When the story of owner Jimmy Haslam's troubles at Pilot Flying J broke, the team seemed particularly ill
prepared to understand, let alone respond to, the questions fans might have about it all such as whether this will unravel the underpinnings of Haslam's financial base and in turn thrown the team into even more turmoil. That's probably a question Roger Goodell and the other owners in the NFL might want an answer to as well. And while Haslam has talked directly to the commissioner, the team's media reps haven't done a whole lot to help Haslam regain his footing with the fans. They may not know how.
If Haslam wasn't talking out of an abundance of caution given the FBI investigation and the pending litigation, fans would probably understand. But Haslam has been chatty in various other forums though he hasn't sat down for a lengthy local interview on the subject, not even with a team-friendly media type like Jim Donovan.
What Haslam has said is that he didn't really want to take attention away from the draft, but that's just a convenient excuse. The real problem here is that the Browns media department seems poorly equipped to handle the controversy and thus has just dug themselves deeper into their bunker hoping that sooner or later the shelling has to stop. It's a strategy, I suppose, but so was the signing of Brandon Weeden.
Then came the well deserved hit piece on te team on the web site Grantland by Chuck Klosterman, a writer with local ties whose main gig now is as The Ethicist for The New York Times. Klosterman has a sense of the area having written for the Akron Beacon Journal once upon a time. In his Grantland piece Klosterman blistered the team's management for first granting and then essentially yanking supposedly unfettered access during the draft. It's not that the Browns looked petty and small during the whole incident, though they did, in spades. It's that they looked both paranoid and untethered.
Klosterman's best line about the absurdity of the Browns' approach to secrecy was the subtle, stinging "I don't think they're building chemical weapons in Berea. But they might be." Of course this could be applied to any NFL team around draft time but it's particularly telling about the Browns.
No one, I suppose, expects the Browns to lay out a week before the draft who exactly the team plans on taking with the 6th pick, but let's face it. I'm not sure anyone much cares outside of a dwindling fan base that's growing bored with the whole damn thing. The Browns have been perfectly awful at virtually every aspect of building a team for more than a decade now. I can't imagine there's a team out there that has much concern about the Browns or their strategy come draft time except in a George Kostanza-like do-the-opposite-of-what-the-Browns-do sort of way. I sense that the Browns could grant unfettered access to its draft room to not just the media but reps from every other NFL team and almost no one would show up except to try and figure out why the Browns are so bad at what they do. Now that would be an interesting inside story.
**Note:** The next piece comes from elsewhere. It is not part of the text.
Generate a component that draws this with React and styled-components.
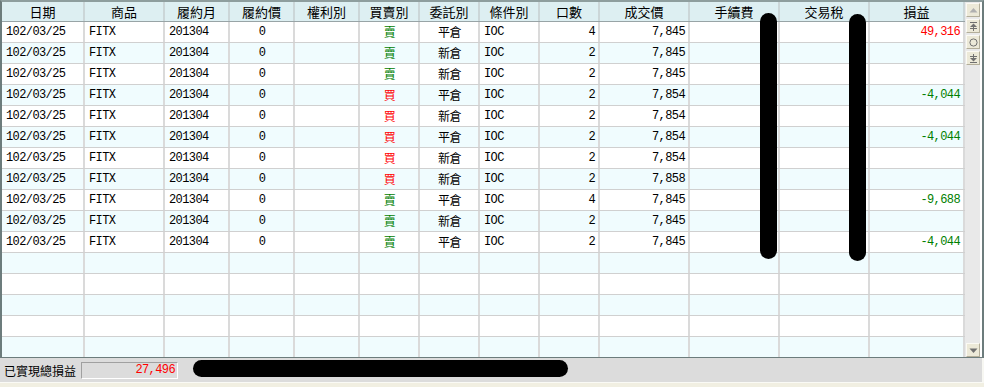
import styled, { createGlobalStyle } from "styled-components"

const GlobalStyle = createGlobalStyle`
  html, body {
    margin: 0;
    padding: 0;
    background: #f1efe2;
  }
`

const COLS = "83px 80px 65px 65px 65px 60px 60px 60px 60px 90px 90px 90px 95px"

const columns = [
  { title: "日期", key: "date", align: "left" },
  { title: "商品", key: "product", align: "left" },
  { title: "履約月", key: "month", align: "left" },
  { title: "履約價", key: "strike", align: "center" },
  { title: "權利別", key: "right", align: "center" },
  { title: "買賣別", key: "side", align: "center" },
  { title: "委託別", key: "kind", align: "center" },
  { title: "條件別", key: "cond", align: "left" },
  { title: "口數", key: "qty", align: "right" },
  { title: "成交價", key: "price", align: "right" },
  { title: "手續費", key: "fee", align: "right" },
  { title: "交易稅", key: "tax", align: "right" },
  { title: "損益", key: "pnl", align: "right" }
]

const trades = [
  ["賣", "平倉", 4, "7,845", "49,316"],
  ["賣", "新倉", 2, "7,845", ""],
  ["賣", "新倉", 2, "7,845", ""],
  ["買", "平倉", 2, "7,854", "-4,044"],
  ["買", "新倉", 2, "7,854", ""],
  ["買", "平倉", 2, "7,854", "-4,044"],
  ["買", "新倉", 2, "7,854", ""],
  ["買", "新倉", 2, "7,858", ""],
  ["賣", "平倉", 4, "7,845", "-9,688"],
  ["賣", "新倉", 2, "7,845", ""],
  ["賣", "平倉", 2, "7,845", "-4,044"]
].map(([side, kind, qty, price, pnl]) => ({
  date: "102/03/25",
  product: "FITX",
  month: "201304",
  strike: "0",
  right: "",
  side,
  kind,
  cond: "IOC",
  qty,
  price,
  fee: "",
  tax: "",
  pnl
}))

const RED = "#ff0000"
const GREEN = "#008000"

function cellColor(key, value) {
  if (key === "side") return value === "買" ? RED : GREEN
  if (key === "pnl") return String(value).startsWith("-") ? GREEN : RED
  return "#000"
}

const Screen = styled.div`
  position: relative;
  width: 984px;
  height: 387px;
  overflow: hidden;
  background: #f1efe2;
`

const Frame = styled.div`
  width: 980px;
  display: grid;
  grid-template-columns: 963px 15px;
  border-top: 2px solid #8e9e9e;
  border-left: 2px solid #6c7c7c;
  border-right: 2px solid #6c7c7c;
  border-bottom: 1px solid #6c7c7c;
  background: #fff;
`

const Table = styled.div`
  display: flex;
  flex-direction: column;
  height: 355px;
  overflow: hidden;
`

const HeaderRow = styled.div`
  display: grid;
  grid-template-columns: ${COLS};
  height: 19px;
  background: #ddeff2;
  border-bottom: 1px solid #98a4a6;
`

const HeaderCell = styled.div`
  display: flex;
  align-items: center;
  justify-content: center;
  border-right: 2px solid #cbd6d8;
  font-family: "Noto Sans CJK TC", "Liberation Sans", sans-serif;
  font-size: 13px;
  color: #000;
`

const Row = styled.div`
  display: grid;
  grid-template-columns: ${COLS};
  flex: 0 0 20px;
  border-bottom: 1px solid #d0d0d0;
  background: ${(p) => (p.$alt ? "#f0fcfe" : "#ffffff")};
`

const Cell = styled.div`
  display: flex;
  align-items: center;
  justify-content: ${(p) =>
    p.$align === "right" ? "flex-end" : p.$align === "center" ? "center" : "flex-start"};
  padding: 0 3px 0 4px;
  border-right: 2px solid #dadada;
  font-family: "Liberation Mono", "Noto Sans CJK TC", monospace;
  font-size: 12px;
  letter-spacing: -0.6px;
  color: ${(p) => p.$color};
  white-space: nowrap;
  overflow: hidden;
`

const ScrollBar = styled.div`
  display: flex;
  flex-direction: column;
  justify-content: space-between;
  background: #e9e9e9;
  padding: 1px 0 0 1px;
`

const ButtonStack = styled.div`
  display: flex;
  flex-direction: column;
  gap: 2px;
`

const ScrollButton = styled.div`
  width: 14px;
  height: 14px;
  display: flex;
  align-items: center;
  justify-content: center;
  background: #ece9d8;
  border-top: 1px solid #fbfaf4;
  border-left: 1px solid #fbfaf4;
  border-right: 1px solid #b3ae9a;
  border-bottom: 1px solid #b3ae9a;
  box-sizing: border-box;
  color: ${(p) => (p.$disabled ? "#b0b0b0" : "#707070")};
`

const Footer = styled.div`
  height: 24px;
  display: flex;
  align-items: center;
  gap: 5px;
  padding-left: 4px;
  background: #dcdcdc;
  border-bottom: 1px solid #fafaf6;
  border-right: 2px solid #f7f7f2;
  width: 978px;
`

const FooterLabel = styled.span`
  font-family: "Noto Sans CJK TC", "Liberation Sans", sans-serif;
  font-size: 12px;
  color: #000;
`

const TotalBox = styled.div`
  width: 93px;
  height: 15px;
  display: flex;
  align-items: center;
  justify-content: flex-end;
  padding-right: 2px;
  border-top: 1px solid #a0a0a0;
  border-left: 1px solid #a0a0a0;
  border-bottom: 1px solid #ffffff;
  border-right: 1px solid #ffffff;
  font-family: "Liberation Mono", monospace;
  font-size: 12px;
  letter-spacing: -0.6px;
  color: ${RED};
`

const Redaction = styled.div`
  position: absolute;
  background: #000;
  border-radius: 9px;
  left: ${(p) => p.$x}px;
  top: ${(p) => p.$y}px;
  width: ${(p) => p.$w}px;
  height: ${(p) => p.$h}px;
`

const Icon = ({ kind }) => (
  <svg width="9" height="9" viewBox="0 0 9 9" fill="currentColor">
    {kind === "up" && <path d="M4.5 2 L8.5 6.5 L0.5 6.5 Z" />}
    {kind === "down" && <path d="M0.5 2.5 L8.5 2.5 L4.5 7 Z" />}
    {kind === "top" && (
      <>
        <rect x="1" y="0" width="7" height="1" />
        <path d="M4.5 1.5 L8 5 L1 5 Z" />
        <rect x="1" y="6" width="7" height="1" />
        <rect x="4" y="5" width="1" height="4" />
      </>
    )}
    {kind === "bottom" && (
      <>
        <rect x="4" y="0" width="1" height="4" />
        <rect x="1" y="2" width="7" height="1" />
        <path d="M1 4 L8 4 L4.5 7.5 Z" />
        <rect x="1" y="8" width="7" height="1" />
      </>
    )}
    {kind === "mid" && <circle cx="4.5" cy="4.5" r="3.6" fill="none" stroke="currentColor" />}
  </svg>
)

export default function App() {
  const rows = Array.from({ length: 16 }, (_, i) => trades[i] || null)

  return (
    <Screen>
      <GlobalStyle />
      <Frame>
        <Table>
          <HeaderRow>
            {columns.map((c) => (
              <HeaderCell key={c.key}>{c.title}</HeaderCell>
            ))}
          </HeaderRow>
          {rows.map((row, i) => (
            <Row key={i} $alt={i % 2 === 1}>
              {columns.map((c) => (
                <Cell key={c.key} $align={c.align} $color={row ? cellColor(c.key, row[c.key]) : "#000"}>
                  {row ? row[c.key] : ""}
                </Cell>
              ))}
            </Row>
          ))}
        </Table>
        <ScrollBar>
          <ButtonStack>
            <ScrollButton $disabled>
              <Icon kind="up" />
            </ScrollButton>
            <ScrollButton>
              <Icon kind="top" />
            </ScrollButton>
            <ScrollButton>
              <Icon kind="mid" />
            </ScrollButton>
            <ScrollButton>
              <Icon kind="bottom" />
            </ScrollButton>
          </ButtonStack>
          <ScrollButton>
            <Icon kind="down" />
          </ScrollButton>
        </ScrollBar>
      </Frame>
      <Footer>
        <FooterLabel>已實現總損益</FooterLabel>
        <TotalBox>27,496</TotalBox>
      </Footer>

      <Redaction $x={760} $y={13} $w={17} $h={246} />
      <Redaction $x={849} $y={14} $w={17} $h={247} />
      <Redaction $x={193} $y={360} $w={375} $h={17} />
    </Screen>
  )
}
The thing about the Klosterman situation is that a team with a savvy media department could have finessed the situation, taken advantage of Klosterman's national stage and used the opportunity to show exactly why the Jimmy Haslam/Joe Banner/Rob Chudzinksi regime is different than the previous iterations. Instead they bungle it to the point that if anything they look even dumber than Mike Holmgren or Phil Savage and that's saying something.
Then comes the column late last week from Pat McManamon writing on Fox Sports Ohio. McManamon has a bit of a history with the team and an axe to grind so there is that. McManamon used to be the Browns beat writer for the Beacon Journal and then left that to work directly for the Browns mainly writing the crap that masks for news on their web site. I'm not quite sure what happened in that relationship but McManamon hasn't been much of a fan of how the Browns run things since.
Still, McManamon's column is useful for driving home a slightly different point, that the there's something indigenous to the Browns that make them media boobs. McManamon may not have been able to pinpoint the cause but how hard can that really be? This is a team that's been serially unsuccessful in any aspect of its operations. It should be in the business of embracing the fans and instead acts, at best, as if they're necessary evils to be managed.
Maybe it's as simple as the fact that the Browns rarely if ever generate any good news and thus those in the media are just being too sensitive to a team that is sick and tired of reading how lousy they are. But then I remember that great line from Don Draper in Mad Men, repeated by his mentee Peggy Olsen, that "if you don't like what they're saying about you, change the conversation."
The Browns seem utterly incapable of changing the conversation. If this new regime is really taking a significantly different approach than all of the ones in the past, how would you know? If Haslam really feels like he's got the situation at Pilot Flying J under control and that it won't come back to somehow hurt the fans in Cleveland, how would you know?
The reason the Browns are viewed with scorn and ridicule, locally and nationally, is related not just to their general incompetence but to a media approach to the fans that fosters that perception. But on the other hand why should we expect any different? A team so awful in its core business isn't suddenly going to be good in the rest of what it does.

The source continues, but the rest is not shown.